Before, I'm just an ordinary young lady that has great ambitions but no definite written plan of action for reaching them..


Here in the office, I always say that I will do things "tomorrow". (Also a good thing because I really not programmed myself to be in the rat race for many years.) But on the contrary, I cannot accomplish my goals for a specific day that leads to be unproductive for weeks and months.. I choose to play Pet society and My brute first before doing my work. Haha! It's fun but at the end of everyday, It feels unfulfilled that I haven't done my part well and it creates a fear that if the Chief Division Officer (CDO) asked me for any updates/ reports about my project, I will not be able to answer him directly and I will be on a rush for doing it. As well as when it comes to requesting budget to the finance officer, as much as possible, I take charge to talk to her whenever she's in a good mood. She is a senior here in the company and she acts like everyone around is her enemy. I am a neophyte here and it's quite challenging to work in an environment where people of seƱority are most of the times arguing and shouting at one another. Always exciting! Whenever fights occur, I just laugh by myself and don't even care to know the cause or their stories. In short, I don't care for their lives. I just do enjoy and mind my own.

At home, whenever we talk about our family status, we feel hatred and the drive of always seeking for a better life for us to prove them all that we can stand on our own.. without their help. That we wanted to go in a very far place to start on our own and be back by the time we are very successful and be able to pay all our debts to them.. Still at this moment, I haven't totally overcome the pain... and my tears are falling. (Pause: My Immediate Superior asked me to do something.)

Now that I am already part of the Core Team, I am starting to finish my work stuffs so that eventually, I can go off my work anytime after I have done my part in the company. I want to be with the people who are also willing to pay for their dreams, those who are courageously taking the path towards success and abundance. Last week, my adviser said to me that he really enjoys talking and sharing ideas with me and even opening higher company issues for point of discussion. He even said that I think better than our CDO. (Ako na lang daw pumalit! I answered, .. "I didn't want to get caught between E & S quadrant".) I want to have freedom, TIME and FINANCIAL freedom.

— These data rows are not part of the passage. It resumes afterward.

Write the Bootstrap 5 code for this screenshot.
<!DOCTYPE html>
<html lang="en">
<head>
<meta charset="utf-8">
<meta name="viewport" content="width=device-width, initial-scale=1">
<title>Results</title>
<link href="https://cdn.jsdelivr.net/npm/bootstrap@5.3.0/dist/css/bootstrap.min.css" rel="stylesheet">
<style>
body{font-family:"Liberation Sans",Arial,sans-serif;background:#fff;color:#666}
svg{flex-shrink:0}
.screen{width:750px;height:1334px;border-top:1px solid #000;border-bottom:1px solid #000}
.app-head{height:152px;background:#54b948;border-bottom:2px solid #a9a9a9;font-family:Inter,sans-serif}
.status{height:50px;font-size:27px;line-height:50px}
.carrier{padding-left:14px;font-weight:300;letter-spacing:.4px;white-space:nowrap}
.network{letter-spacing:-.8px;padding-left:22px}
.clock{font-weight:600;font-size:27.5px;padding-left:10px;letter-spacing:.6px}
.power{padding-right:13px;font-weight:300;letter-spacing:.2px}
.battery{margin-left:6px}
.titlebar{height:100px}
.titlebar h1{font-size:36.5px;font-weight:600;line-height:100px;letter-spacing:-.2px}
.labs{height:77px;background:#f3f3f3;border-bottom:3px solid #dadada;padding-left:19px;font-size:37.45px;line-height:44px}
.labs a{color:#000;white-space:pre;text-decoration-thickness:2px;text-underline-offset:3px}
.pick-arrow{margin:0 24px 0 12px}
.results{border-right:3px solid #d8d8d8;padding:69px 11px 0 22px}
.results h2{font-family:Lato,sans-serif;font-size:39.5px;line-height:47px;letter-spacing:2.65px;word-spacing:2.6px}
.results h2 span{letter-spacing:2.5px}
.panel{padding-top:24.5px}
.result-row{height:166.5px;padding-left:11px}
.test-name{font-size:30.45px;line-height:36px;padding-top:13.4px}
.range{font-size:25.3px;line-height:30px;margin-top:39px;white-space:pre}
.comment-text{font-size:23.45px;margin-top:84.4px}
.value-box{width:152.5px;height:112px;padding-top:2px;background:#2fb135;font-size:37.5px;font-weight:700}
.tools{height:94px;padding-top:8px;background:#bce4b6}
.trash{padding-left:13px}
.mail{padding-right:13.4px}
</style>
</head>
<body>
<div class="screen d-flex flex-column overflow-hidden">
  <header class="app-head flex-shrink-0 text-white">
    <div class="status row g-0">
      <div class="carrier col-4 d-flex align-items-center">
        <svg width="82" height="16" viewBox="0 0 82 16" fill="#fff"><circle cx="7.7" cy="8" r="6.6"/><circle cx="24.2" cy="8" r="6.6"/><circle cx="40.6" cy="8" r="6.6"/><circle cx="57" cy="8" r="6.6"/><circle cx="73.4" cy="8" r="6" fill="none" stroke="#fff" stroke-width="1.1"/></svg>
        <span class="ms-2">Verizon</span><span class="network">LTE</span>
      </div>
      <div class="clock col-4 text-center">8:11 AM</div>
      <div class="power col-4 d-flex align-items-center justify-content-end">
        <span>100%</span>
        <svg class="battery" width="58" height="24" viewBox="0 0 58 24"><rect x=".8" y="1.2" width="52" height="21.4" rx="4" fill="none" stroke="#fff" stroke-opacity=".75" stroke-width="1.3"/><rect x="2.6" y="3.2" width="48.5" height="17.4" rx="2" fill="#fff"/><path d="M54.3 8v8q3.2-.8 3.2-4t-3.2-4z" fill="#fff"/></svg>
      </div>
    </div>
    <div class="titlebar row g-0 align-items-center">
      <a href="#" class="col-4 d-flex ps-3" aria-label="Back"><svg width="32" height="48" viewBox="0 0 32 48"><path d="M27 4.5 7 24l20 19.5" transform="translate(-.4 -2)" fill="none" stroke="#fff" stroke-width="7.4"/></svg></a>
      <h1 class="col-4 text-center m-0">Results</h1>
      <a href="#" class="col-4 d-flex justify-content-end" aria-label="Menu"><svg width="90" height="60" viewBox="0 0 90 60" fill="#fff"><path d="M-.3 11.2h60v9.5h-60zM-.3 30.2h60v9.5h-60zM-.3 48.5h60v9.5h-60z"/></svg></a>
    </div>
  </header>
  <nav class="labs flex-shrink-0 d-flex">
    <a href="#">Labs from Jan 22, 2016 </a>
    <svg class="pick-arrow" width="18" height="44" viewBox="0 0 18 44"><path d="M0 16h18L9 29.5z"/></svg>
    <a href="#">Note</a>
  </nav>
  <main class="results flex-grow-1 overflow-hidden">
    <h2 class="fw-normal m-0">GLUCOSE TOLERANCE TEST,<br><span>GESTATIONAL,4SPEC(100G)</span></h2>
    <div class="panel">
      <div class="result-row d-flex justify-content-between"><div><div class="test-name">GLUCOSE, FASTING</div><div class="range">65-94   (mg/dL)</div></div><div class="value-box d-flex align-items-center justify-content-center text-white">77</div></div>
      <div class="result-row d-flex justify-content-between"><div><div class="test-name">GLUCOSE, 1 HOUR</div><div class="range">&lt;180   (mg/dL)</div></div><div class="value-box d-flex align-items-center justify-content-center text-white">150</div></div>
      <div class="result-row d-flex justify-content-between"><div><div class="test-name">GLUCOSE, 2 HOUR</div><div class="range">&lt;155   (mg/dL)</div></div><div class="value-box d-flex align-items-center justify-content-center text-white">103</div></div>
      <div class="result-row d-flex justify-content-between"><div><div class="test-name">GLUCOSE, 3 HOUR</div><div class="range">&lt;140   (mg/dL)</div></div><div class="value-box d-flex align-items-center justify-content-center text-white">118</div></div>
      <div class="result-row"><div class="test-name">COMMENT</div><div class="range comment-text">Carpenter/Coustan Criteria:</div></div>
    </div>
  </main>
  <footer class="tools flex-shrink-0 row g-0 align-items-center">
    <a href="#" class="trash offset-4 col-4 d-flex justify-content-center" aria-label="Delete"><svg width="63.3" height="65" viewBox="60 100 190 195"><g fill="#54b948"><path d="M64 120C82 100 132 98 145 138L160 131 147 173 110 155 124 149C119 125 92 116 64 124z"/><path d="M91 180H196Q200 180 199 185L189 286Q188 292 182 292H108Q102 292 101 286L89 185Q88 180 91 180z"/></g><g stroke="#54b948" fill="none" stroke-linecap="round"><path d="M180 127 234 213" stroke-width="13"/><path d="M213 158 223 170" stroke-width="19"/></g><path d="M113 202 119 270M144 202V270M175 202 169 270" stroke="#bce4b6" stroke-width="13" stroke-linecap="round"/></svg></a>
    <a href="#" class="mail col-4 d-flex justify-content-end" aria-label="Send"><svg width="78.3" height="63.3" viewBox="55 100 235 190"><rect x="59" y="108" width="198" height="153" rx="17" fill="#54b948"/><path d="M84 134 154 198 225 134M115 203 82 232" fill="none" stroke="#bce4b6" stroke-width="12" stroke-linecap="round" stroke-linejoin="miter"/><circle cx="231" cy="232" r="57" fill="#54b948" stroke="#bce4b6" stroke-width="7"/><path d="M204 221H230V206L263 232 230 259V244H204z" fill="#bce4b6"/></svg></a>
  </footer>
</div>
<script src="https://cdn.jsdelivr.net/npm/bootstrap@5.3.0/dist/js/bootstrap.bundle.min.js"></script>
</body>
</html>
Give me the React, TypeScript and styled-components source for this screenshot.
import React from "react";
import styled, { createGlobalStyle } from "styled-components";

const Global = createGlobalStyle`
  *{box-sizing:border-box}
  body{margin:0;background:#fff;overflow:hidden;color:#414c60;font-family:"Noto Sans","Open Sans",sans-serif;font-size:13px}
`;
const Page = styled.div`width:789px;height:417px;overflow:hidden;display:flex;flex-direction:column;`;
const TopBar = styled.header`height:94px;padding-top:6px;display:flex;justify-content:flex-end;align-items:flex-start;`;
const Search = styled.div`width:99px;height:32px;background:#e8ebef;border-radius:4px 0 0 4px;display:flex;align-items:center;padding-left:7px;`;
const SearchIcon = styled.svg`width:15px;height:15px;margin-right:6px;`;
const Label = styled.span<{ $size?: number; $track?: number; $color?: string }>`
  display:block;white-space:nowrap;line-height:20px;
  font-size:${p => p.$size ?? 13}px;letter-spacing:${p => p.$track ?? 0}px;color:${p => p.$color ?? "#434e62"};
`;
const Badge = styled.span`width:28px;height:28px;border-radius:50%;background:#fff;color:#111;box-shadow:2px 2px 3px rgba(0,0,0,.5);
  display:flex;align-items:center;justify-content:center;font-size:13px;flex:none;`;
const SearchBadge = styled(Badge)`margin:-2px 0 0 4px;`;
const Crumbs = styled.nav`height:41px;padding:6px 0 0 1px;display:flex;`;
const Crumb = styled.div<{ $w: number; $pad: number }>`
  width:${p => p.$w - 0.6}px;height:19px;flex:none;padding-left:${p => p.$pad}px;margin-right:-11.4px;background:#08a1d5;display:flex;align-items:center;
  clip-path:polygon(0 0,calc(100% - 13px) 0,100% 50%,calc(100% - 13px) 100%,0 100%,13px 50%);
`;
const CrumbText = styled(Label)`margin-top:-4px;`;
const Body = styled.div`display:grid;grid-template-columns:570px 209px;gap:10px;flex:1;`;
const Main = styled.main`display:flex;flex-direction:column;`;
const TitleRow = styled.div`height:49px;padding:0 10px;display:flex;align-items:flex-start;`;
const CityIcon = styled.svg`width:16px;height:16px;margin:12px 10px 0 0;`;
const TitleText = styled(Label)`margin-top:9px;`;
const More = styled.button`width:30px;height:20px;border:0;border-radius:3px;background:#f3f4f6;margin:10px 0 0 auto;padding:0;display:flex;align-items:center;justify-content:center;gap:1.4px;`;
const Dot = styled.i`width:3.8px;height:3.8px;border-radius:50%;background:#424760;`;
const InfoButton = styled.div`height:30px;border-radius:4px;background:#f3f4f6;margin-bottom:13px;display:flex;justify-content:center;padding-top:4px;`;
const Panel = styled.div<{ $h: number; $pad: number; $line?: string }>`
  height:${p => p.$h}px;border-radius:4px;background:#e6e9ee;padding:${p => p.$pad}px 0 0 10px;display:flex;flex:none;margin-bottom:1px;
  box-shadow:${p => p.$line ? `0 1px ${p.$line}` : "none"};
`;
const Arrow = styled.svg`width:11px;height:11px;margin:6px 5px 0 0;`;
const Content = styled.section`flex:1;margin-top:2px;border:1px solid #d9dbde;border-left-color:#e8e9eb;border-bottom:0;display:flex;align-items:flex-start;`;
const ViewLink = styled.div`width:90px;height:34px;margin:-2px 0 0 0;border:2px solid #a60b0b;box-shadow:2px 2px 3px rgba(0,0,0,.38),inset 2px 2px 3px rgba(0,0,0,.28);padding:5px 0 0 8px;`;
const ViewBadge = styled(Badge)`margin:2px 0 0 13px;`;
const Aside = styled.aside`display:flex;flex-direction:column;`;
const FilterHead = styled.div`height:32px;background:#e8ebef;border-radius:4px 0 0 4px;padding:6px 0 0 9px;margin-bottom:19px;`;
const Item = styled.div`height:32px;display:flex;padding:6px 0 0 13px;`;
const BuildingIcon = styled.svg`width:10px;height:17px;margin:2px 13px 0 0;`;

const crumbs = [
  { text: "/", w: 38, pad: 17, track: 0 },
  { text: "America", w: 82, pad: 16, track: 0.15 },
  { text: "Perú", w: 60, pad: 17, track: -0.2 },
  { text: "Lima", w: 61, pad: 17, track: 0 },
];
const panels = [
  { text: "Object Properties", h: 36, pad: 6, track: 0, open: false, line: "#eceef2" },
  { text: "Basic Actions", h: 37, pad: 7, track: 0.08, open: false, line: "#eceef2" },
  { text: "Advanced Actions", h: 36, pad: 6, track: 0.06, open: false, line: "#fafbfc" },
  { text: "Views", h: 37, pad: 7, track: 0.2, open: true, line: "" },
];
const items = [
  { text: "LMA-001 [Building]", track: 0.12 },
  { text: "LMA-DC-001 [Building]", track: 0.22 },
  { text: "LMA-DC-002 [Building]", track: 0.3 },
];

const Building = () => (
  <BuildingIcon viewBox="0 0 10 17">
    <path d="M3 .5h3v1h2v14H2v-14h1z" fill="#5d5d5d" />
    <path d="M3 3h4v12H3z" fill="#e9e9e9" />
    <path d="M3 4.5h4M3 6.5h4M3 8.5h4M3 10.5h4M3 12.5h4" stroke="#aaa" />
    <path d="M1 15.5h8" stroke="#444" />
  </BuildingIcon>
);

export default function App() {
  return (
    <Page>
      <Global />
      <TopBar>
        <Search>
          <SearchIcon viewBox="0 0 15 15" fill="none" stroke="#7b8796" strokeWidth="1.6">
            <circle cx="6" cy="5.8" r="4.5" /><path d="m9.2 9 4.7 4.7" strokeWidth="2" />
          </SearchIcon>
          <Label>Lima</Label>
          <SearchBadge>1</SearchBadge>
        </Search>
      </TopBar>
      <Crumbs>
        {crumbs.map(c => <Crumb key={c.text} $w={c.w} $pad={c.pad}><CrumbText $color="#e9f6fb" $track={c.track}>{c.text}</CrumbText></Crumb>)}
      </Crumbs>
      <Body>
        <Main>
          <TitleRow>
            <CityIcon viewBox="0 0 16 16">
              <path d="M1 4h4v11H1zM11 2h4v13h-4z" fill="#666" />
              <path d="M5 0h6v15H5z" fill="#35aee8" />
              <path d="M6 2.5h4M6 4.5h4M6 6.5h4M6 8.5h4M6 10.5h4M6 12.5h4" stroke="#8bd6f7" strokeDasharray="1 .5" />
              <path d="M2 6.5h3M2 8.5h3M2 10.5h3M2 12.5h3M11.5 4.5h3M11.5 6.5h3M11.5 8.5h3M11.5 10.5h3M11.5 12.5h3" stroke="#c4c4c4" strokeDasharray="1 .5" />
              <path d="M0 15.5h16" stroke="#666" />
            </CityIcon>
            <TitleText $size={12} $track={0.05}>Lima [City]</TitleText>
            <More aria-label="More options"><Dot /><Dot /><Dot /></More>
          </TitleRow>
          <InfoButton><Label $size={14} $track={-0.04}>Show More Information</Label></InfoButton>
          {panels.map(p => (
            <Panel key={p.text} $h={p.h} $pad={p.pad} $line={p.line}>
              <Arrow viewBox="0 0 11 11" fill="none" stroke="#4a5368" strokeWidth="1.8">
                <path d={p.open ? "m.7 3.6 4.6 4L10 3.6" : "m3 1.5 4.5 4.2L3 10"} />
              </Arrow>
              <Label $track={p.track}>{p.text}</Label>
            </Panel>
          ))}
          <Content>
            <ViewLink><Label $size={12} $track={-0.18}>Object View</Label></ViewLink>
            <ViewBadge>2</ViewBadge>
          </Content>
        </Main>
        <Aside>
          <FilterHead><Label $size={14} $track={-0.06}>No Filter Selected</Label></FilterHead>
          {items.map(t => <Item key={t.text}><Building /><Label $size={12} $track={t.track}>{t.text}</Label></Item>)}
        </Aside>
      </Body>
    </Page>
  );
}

Later night at home, while I'm choosing clothes to pull off from our closet, my older sister sat beside my bed and start talking to me about why she's out during the last night of our grandpa's wake (Sat) as well as early morning of Sunday. After few minutes, she began to cry.. She and her friend felt betrayed that their money, mine, my two aunties' as well as my two cousins' were all lost. She hesitated to tell me at first because of her own story that I might get angry and put so much blame on her..but after telling it, I don't get even feel surprised when she said that she can't give back my money on her promised date. Although she's worried for our relatives' money and she knows that I have signed a promissory note from my adviser for lending that same amount of money she owes me and interest might go higher if over due, I feel so happy that I have lessen her burdens.. and she's so tough to be in that kind of situation. I am proud of her and the more I get to love her as my "Ate". Honestly, I had already anticipated that to happen.. (Haha, naattract ko yata! ).. Well, I said.. learn from it and look at the positive sides of the story. My Ate is starting from almost zero now. (Ako rin pla!) I know God will provide. ^_^ .

We will keep moving forward =).. My Ate will soon attend wealth courses! Thank you CA Family for being an instrument of change in me for becoming a better, a much better person than I am before. And it still continues.. Thank you for this amazing growth I am experiencing right now. Above all, Thank you God, my Creator, for this wonderful life you had given me.

John 15:7 Jesus said, "If you remain in Me and My words remain in you, ask whatever you wish and it will be given to you".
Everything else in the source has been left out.